The new tax offsets will be in addition to the state’s Payment in Lieu of Taxes Program, or PILOT. Through the program, the state reimburses cities, towns and municipalities for the loss in revenue due to tax-exempt properties. President Salovey said that the reworking of PILOT last year, when the state legislature changed how municipalities receive aid for tax-exempt properties based on a new need-based formula, was “an enabling change.” It allowed the University to step up its contribution since Yale would not be the only player addressing the city’s financial challenges, he said.
Also as part of the agreement, the parties will establish a new public walkway in the center of Yale’s campus, on High Street between Chapel and Elm. The roadway will no longer be open to vehicular traffic other than emergency cars. Instead, that section of the street will be converted into a pedestrian-friendly walkway, similar to Wall Street. Yale will lead the walkway’s design, subject to the approval of the City Plan Commission and New Haven Traffic Authority.
Although Yale will fund the renovations and maintain the public space on High Street, the city will retain property rights. Speakers at the press conference emphasized the importance of welcoming all New Haveners into this new space, which is also intended to promote pedestrian safety in the area. Elicker said that keeping High Street in the public domain “sets the right tone that Yale is a part of our community.”

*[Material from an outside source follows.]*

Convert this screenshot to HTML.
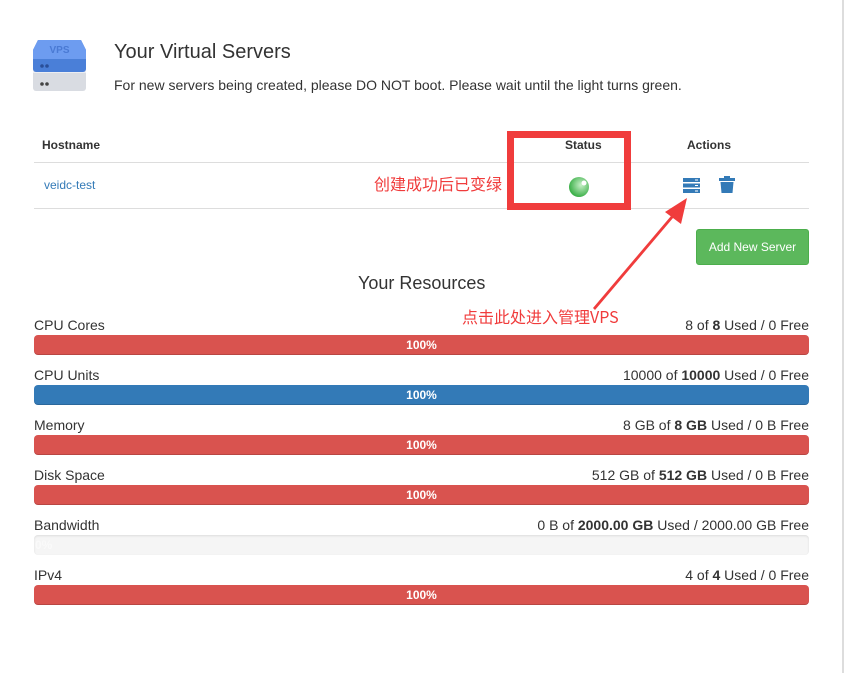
<!DOCTYPE html>
<html><head><meta charset="utf-8"><style>
*{margin:0;padding:0;box-sizing:border-box}
body{width:846px;height:673px;background:#fff;font-family:"Liberation Sans","Noto Sans CJK SC",sans-serif;color:#333;position:relative;overflow:hidden;font-size:14px}
.a{position:absolute}
.bar{position:absolute;left:34px;width:775px;height:20px;border-radius:4px;color:#fff;font-size:12px;font-weight:bold;text-align:center;line-height:20px;box-shadow:inset 0 -1px 0 rgba(0,0,0,.15)}
.red{background:#d9534f}.blue{background:#337ab7}.gray{background:#f5f5f5;box-shadow:inset 0 1px 2px rgba(0,0,0,.1)}
.lab{position:absolute;left:34px;font-size:14px}
.val{position:absolute;right:37px;font-size:14px}
.cn{color:#f03c3c;font-size:16px;font-family:"Noto Sans CJK SC","Liberation Sans",sans-serif}
</style></head><body>
<div class="a" style="right:2px;top:0;width:2px;height:673px;background:#ddd"></div>
<svg class="a" style="left:33px;top:39px" width="53" height="53" viewBox="0 0 53 53">
<rect x="0" y="30" width="53" height="22" rx="3" fill="#d9dce2"/>
<rect x="0" y="30" width="53" height="4" fill="#eceef2"/>
<path d="M5 1h43l5 10v19a3 3 0 0 1-3 3H3a3 3 0 0 1-3-3V11z" fill="#4a7fd8"/>
<path d="M5 1h43l5 10v9H0v-9z" fill="#6d9cf0"/>
<text x="26.5" y="14" font-size="10" font-weight="bold" fill="#4a7ad4" text-anchor="middle" font-family="Liberation Sans">VPS</text>
<circle cx="9" cy="27" r="1.8" fill="#2a4f99"/><circle cx="14" cy="27" r="1.8" fill="#2a4f99"/>
<circle cx="9" cy="45" r="1.8" fill="#444"/><circle cx="14" cy="45" r="1.8" fill="#444"/>
</svg>
<div class="a" style="left:114px;top:41px;font-size:20px">Your Virtual Servers</div>
<div class="a" style="left:114px;top:77px;font-size:14px">For new servers being created, please DO NOT boot. Please wait until the light turns green.</div>
<div class="a" style="left:42px;top:138px;font-size:12px;font-weight:bold">Hostname</div>
<div class="a" style="left:565px;top:138px;font-size:12px;font-weight:bold">Status</div>
<div class="a" style="left:687px;top:138px;font-size:12px;font-weight:bold">Actions</div>
<div class="a" style="left:34px;top:162px;width:775px;height:1px;background:#ddd"></div>
<div class="a" style="left:34px;top:208px;width:775px;height:1px;background:#ddd"></div>
<div class="a" style="left:44px;top:178px;font-size:12px;color:#337ab7">veidc-test</div>
<div class="a cn" style="left:374px;top:171px">创建成功后已变绿</div>
<svg class="a" style="left:569px;top:176px" width="22" height="22"><defs><radialGradient id="g" cx="0.6" cy="0.4" r="0.6"><stop offset="0" stop-color="#c8f0c8"/><stop offset="1" stop-color="#3cb049"/></radialGradient></defs><circle cx="10" cy="11" r="10" fill="url(#g)"/><circle cx="15" cy="7" r="2.5" fill="#fff"/></svg>
<div class="a" style="left:507px;top:131px;width:124px;height:79px;border:7px solid #f03c3c"></div>
<svg class="a" style="left:683px;top:178px" width="17" height="15"><rect x="0" y="0" width="17" height="4" fill="#337ab7"/><rect x="0" y="5.5" width="17" height="4" fill="#337ab7"/><rect x="0" y="11" width="17" height="4" fill="#337ab7"/><rect x="12" y="1.5" width="3" height="1" fill="#fff"/><rect x="12" y="7" width="3" height="1" fill="#fff"/><rect x="12" y="12.5" width="3" height="1" fill="#fff"/></svg>
<svg class="a" style="left:719px;top:176px" width="16" height="17"><rect x="0" y="2" width="16" height="3" fill="#337ab7"/><rect x="5" y="0" width="6" height="3" fill="#337ab7"/><path d="M1.5 6h13l-1 11h-11z" fill="#337ab7"/></svg>
<svg class="a" style="left:585px;top:190px" width="110" height="130"><path d="M8 118 L86 26 L88 28 L10 120 Z M102 8 L96 34 L80 22 Z" fill="#f03c3c"/></svg>
<div class="a" style="left:696px;top:229px;width:113px;height:36px;background:#5cb85c;border:1px solid #4cae4c;border-radius:3px;color:#fff;font-size:12px;text-align:center;line-height:34px">Add New Server</div>
<div class="a" style="left:358px;top:273px;font-size:18px">Your Resources</div>
<div class="a cn" style="left:462px;top:304px">点击此处进入管理VPS</div>

<div class="lab" style="top:317px">CPU Cores</div><div class="val" style="top:317px">8 of <b>8</b> Used / 0 Free</div>
<div class="bar red" style="top:335px">100%</div>
<div class="lab" style="top:367px">CPU Units</div><div class="val" style="top:367px">10000 of <b>10000</b> Used / 0 Free</div>
<div class="bar blue" style="top:385px">100%</div>
<div class="lab" style="top:417px">Memory</div><div class="val" style="top:417px">8 GB of <b>8 GB</b> Used / 0 B Free</div>
<div class="bar red" style="top:435px">100%</div>
<div class="lab" style="top:467px">Disk Space</div><div class="val" style="top:467px">512 GB of <b>512 GB</b> Used / 0 B Free</div>
<div class="bar red" style="top:485px">100%</div>
<div class="lab" style="top:517px">Bandwidth</div><div class="val" style="top:517px">0 B of <b>2000.00 GB</b> Used / 2000.00 GB Free</div>
<div class="bar gray" style="top:535px;text-align:left;color:#fafafa;padding-left:1px">0%</div>
<div class="lab" style="top:567px">IPv4</div><div class="val" style="top:567px">4 of <b>4</b> Used / 0 Free</div>
<div class="bar red" style="top:585px">100%</div>
</body></html>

The four-pronged commitment is subject to a vote by the Board of Alders, for which a date has not yet been set, according to Board President and Ward 23 Alder Tyisha Walker-Myers.
After five years, Yale will pay an additional $2 million, rather than $10 million, to its baseline voluntary contribution.
At Wednesday’s press conference, Fernandez advised the mayor to “start negotiating” before they reach the sixth year of the agreement.
Fernandez called it, “The big red light in year six.” After the event, Salovey added that he expects the city and University to begin a new conversation in year five about what happens after the six-year period.
“The drop in year six is really kind of a reminder that we need to get down to business and do that,” Salovey said. “I fully suspect that will be done in good faith, and you will start hearing about that five years from now.”
Walker-Myers spoke about the importance of ongoing “uncomfortable” conversations between Yale and New Haven about community needs. She said the agreement’s most encouraging implication is that “residents finally have an opportunity to see that Yale actually heard what they were saying.”
“This is historic because we actually had unions, elected officials and community members all working together over a number of years saying, ‘Yale, please hear our cry,’” Walker-Myers said. “Yale stepped up and said ‘we’re hearing you, we’re listening’. But a partnership is not over once an agreement is signed. It goes far beyond that.”
Local activist groups — many of whom have spent years pushing for Yale to increase its contribution to the city — celebrated the announcement, but emphasized the importance of continued collaboration.
In a joint statement, Rev. Scott Marks of New Haven Rising and Barbara Vereen of Local 34 – UNITE HERE wrote on behalf of a coalition of local unions and advocacy organizations that “this campaign is decades in the making” and called the new initiatives “historic victories.”
“Members of our union and community coalition have marched, rallied, testified, risked arrest in civil disobedience, put signs in our yards, and have enjoyed thousands upon thousands of conversations with our neighbors,” they wrote in their joint statement. “Today’s announcement does not solve all our city’s problems, but it is a significant step in the right direction and a historic recognition that New Haven and Yale University’s fates are inextricably linked.”
In March 2020, 60 percent of New Haven’s grand list was tax-exempt.
This story has been updated with additional sourcing and details of the agreement.